The result is a doc that doesn’t really shed much light on Hoon’s inclinations as an artist, nor does it make much of an argument that Blind Melon’s catalog merits a reappraisal (though this critic always felt that their sophomore slump record, “Soup,” was a lot better than it got credit for). But it does offer an intriguing peak at overnight success as it’s lived minute-to-minute, as well as providing a reminder that Millennial YouTubers were hardly the first generational cohort to document their every waking moment with a video camera.
The filmmakers do yeoman’s work stitching together a brisk-moving narrative from what was surely a glut of footage – one might question certain inclusions, like the long shot Hoon took of himself peeing, but then again unexpected nudity was an undeniable part of the Shannon Hoon experience – and it certainly helps that Hoon makes for consistently engaging company. Equal parts excitable Midwestern goofball, stoner L.A. transplant, and puckish onstage provocateur, his disdain for the pompous trappings of rock stardom is obvious, but unlike his more serious-minded peers like Kurt Cobain and Eddie Vedder, Hoon seems like he was willing to play his role in the whole charade as long as it kept the good times rolling. One scene in particular sees his peculiar mix of cheeky self-awareness and calculation coalesce, as he asks a label exec for a $90,000 dollar advance while fighting a smile in the back of a limo: “See, the thing is I’ve got this whole image I’ve made everyone perceive me to be, but it’s really expensive and I’ve run out of money.”
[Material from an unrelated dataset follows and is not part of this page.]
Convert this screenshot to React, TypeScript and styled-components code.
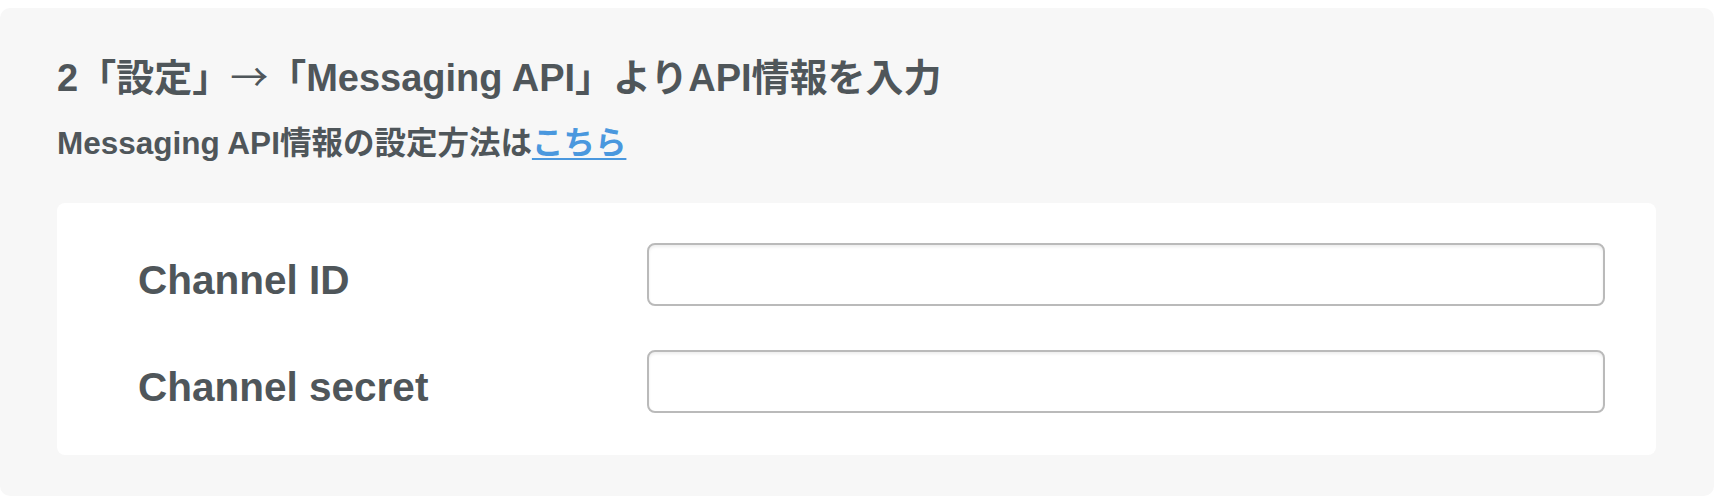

Hoon was a talented musician, but as the film makes fairly obvious, his gift for being in the right place at the right time proved equally important. Shortly after leaving his native Indiana for L.A., Hoon managed to notch a major recording credit when Axl Rose – who had known Hoon’s sister back when he himself was a misfit Indiana teenager – invited him to record backing vocals for Guns N’ Roses’ megaselling “Use Your Illusion” albums. (Hoon’s camera catches a between-takes Rose in the studio, and he seems less than enthused to be a supporting player in this hometown kid’s video project.) Subsequently, with the rise of grunge leading record labels to throw resources around willy-nilly in search of the next Nirvana, Blind Melon was signed to a lucrative contract despite barely having enough songs to fill out a proper demo tape. And even then, their debut album languished in stores until the music video for “No Rain” – a sentimental burst of sunshine in a rock milieu that was wallowing in depression and darkness – helped buoy it to an enviable spot on the pop charts.
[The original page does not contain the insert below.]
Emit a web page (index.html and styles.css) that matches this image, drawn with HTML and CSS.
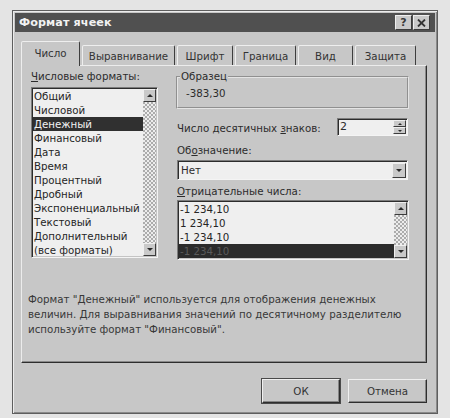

Blind Melon had a hard time maintaining that momentum: a follow-up album sold quite poorly, and one can clearly sense a growing realization within the band that perhaps their time on top was destined to be fleeting. One almost imagines there’s a lighter version of the Blind Melon story, with Hoon happily pursuing some other mode of expression and passing Zelig-like through other eras, but his addictions made that impossible. The singer speaks openly about the pervasive legacy of alcoholism in his own family, and matter-of-factly begins video sessions with statements like, “I broke eleven months of sobriety yesterday.” Absent any contemporary interviews, it’s hard to take in the full picture of his struggles, though there are plenty of moments where that struggle is painfully evident, especially when he seems to be recording himself simply because he doesn’t have anyone else to talk to.
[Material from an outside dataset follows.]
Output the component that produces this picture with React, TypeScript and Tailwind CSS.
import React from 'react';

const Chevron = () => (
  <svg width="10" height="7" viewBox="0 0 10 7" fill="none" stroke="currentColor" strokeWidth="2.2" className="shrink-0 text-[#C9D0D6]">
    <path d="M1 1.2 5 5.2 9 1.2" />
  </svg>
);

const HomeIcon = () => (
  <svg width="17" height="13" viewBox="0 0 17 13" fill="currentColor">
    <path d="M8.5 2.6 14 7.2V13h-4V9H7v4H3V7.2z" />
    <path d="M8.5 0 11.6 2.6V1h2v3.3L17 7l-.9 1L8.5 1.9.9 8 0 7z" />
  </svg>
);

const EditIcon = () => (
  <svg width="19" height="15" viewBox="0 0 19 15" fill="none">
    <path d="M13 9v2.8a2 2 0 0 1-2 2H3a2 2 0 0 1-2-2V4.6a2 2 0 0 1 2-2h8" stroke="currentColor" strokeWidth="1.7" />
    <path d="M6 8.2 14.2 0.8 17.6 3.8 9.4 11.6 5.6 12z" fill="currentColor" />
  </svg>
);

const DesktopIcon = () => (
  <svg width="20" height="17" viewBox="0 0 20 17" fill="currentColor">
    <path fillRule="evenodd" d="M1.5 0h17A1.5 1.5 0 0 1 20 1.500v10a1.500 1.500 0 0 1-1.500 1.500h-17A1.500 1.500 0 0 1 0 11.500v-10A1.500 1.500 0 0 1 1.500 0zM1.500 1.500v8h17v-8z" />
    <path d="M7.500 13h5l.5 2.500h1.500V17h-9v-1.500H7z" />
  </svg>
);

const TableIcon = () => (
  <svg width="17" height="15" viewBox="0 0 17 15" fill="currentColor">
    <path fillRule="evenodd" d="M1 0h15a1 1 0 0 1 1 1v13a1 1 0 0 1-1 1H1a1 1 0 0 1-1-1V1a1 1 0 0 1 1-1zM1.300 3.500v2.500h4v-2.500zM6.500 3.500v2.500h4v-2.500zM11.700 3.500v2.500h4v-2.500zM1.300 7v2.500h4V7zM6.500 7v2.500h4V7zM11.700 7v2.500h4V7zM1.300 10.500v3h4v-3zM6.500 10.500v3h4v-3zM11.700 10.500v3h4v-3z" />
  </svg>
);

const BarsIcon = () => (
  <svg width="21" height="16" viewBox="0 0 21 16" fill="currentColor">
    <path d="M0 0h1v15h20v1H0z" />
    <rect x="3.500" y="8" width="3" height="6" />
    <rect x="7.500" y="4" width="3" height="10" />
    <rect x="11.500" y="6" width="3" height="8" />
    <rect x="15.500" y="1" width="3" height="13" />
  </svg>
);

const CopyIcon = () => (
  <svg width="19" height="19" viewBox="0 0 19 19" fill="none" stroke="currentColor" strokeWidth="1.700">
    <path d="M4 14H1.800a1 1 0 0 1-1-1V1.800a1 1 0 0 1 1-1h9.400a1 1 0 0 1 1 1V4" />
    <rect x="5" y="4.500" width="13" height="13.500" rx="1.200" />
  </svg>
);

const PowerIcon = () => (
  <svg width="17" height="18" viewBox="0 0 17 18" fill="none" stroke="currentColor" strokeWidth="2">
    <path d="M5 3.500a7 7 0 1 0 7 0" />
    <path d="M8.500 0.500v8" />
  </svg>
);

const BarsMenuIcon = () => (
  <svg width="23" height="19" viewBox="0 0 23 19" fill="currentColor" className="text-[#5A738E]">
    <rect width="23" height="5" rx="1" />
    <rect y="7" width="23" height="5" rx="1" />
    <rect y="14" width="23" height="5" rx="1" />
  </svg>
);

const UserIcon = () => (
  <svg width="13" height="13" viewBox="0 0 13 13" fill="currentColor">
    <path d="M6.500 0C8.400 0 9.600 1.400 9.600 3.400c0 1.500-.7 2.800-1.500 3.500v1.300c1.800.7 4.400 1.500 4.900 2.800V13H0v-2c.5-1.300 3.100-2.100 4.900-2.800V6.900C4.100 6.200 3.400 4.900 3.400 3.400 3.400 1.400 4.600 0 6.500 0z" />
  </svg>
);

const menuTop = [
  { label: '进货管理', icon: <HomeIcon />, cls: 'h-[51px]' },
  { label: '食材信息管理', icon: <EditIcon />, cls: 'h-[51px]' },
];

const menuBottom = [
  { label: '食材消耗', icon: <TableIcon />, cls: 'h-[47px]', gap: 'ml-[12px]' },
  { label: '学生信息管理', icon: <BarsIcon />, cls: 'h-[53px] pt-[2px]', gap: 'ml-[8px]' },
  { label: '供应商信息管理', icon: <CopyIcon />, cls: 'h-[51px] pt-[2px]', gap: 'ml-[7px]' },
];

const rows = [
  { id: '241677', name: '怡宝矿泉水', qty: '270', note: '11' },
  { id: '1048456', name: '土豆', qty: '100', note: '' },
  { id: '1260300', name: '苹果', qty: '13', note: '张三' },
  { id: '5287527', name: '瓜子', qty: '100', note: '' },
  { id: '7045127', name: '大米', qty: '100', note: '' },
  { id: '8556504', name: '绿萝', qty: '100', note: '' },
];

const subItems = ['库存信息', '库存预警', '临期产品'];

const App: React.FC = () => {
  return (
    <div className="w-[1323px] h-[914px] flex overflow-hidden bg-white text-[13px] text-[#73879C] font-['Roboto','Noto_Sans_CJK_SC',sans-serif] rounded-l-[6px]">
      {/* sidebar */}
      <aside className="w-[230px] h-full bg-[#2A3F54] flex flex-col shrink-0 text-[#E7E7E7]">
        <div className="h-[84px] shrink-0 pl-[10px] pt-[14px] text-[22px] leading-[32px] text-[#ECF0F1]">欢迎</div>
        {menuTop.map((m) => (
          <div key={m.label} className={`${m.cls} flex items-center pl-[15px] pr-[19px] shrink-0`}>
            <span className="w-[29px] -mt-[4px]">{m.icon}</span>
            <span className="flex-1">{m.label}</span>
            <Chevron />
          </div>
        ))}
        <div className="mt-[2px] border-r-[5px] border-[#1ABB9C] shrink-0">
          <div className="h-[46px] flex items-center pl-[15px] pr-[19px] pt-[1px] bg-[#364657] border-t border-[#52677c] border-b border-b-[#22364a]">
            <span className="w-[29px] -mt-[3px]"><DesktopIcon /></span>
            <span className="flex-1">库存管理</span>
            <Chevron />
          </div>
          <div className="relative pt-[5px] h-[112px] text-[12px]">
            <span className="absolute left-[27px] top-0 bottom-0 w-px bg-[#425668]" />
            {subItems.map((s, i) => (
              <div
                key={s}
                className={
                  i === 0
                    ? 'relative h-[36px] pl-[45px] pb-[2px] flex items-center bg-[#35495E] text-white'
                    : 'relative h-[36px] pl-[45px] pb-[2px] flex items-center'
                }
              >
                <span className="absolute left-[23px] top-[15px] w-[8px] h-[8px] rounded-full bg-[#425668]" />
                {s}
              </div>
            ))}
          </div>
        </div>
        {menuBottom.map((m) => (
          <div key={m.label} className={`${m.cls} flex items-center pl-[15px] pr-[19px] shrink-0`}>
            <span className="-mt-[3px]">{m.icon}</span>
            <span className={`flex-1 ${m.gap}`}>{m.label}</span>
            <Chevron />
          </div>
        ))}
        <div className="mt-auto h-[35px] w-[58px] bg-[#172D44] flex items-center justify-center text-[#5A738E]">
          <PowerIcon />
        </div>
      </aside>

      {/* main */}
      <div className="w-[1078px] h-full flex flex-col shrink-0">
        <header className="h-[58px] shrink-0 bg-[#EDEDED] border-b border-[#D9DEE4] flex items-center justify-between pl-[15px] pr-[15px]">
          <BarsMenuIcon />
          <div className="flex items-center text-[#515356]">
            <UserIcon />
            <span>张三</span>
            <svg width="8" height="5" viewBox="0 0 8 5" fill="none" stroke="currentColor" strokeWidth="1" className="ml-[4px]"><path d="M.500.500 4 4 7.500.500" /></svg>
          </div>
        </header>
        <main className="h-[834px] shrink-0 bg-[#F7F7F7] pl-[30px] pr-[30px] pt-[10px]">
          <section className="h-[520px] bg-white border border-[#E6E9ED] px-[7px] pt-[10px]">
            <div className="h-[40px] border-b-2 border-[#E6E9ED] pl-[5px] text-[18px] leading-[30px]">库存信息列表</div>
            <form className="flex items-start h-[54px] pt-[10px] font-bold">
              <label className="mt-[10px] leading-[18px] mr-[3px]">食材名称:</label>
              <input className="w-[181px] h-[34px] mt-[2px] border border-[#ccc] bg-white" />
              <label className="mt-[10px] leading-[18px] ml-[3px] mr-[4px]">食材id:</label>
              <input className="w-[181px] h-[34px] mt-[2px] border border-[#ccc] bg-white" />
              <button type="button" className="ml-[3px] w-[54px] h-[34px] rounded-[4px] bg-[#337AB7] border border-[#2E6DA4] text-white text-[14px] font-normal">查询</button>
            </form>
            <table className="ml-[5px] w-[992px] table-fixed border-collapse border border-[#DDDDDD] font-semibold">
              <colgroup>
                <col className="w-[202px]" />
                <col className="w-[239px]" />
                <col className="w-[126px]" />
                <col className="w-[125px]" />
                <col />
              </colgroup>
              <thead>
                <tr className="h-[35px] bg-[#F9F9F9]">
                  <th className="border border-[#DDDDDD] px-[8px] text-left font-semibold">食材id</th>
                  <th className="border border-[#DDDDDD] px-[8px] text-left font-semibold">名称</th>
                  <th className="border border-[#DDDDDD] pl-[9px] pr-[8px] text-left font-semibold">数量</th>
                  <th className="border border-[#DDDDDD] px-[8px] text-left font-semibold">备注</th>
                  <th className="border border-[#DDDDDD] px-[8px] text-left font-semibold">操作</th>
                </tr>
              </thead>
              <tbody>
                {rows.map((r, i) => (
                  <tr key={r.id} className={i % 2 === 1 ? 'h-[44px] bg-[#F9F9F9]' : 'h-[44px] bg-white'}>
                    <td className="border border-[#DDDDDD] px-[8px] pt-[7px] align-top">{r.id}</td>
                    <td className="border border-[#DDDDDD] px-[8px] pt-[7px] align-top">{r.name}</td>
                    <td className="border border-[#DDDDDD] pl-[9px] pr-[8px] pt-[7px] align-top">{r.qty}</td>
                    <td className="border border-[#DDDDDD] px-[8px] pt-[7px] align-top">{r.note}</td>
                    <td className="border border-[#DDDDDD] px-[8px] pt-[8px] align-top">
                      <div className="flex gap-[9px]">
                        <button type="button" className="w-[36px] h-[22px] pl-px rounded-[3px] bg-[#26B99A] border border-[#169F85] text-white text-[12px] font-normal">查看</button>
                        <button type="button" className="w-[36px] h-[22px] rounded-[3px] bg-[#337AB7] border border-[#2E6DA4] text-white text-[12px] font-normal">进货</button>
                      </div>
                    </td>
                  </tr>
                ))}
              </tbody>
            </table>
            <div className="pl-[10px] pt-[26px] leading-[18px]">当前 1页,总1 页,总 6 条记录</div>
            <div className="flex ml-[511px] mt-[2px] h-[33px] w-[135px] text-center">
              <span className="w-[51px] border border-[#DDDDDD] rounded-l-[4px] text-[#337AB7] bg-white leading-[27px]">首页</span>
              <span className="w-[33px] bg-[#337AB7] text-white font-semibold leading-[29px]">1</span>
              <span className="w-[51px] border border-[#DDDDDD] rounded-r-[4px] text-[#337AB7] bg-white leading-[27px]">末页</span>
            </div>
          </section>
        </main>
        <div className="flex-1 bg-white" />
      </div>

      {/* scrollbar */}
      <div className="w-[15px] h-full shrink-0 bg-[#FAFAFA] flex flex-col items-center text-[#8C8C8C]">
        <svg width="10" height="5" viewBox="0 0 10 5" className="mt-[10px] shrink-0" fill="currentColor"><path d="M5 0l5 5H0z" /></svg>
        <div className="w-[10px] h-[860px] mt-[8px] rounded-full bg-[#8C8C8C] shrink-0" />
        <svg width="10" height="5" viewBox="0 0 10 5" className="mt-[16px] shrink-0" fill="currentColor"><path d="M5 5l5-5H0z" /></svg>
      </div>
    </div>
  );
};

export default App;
At one point, Hoon is asked how he keeps from getting lost in the whirlwind of stardom that has taken over his life, and he replies that this is the very reason he’s always walking around with a video camera: capturing enough of the mayhem so that he can try to make sense of it later on, when things finally calm down. He never got that opportunity, but full credit to the makers of “All I Can Say” for giving the rest of us a chance.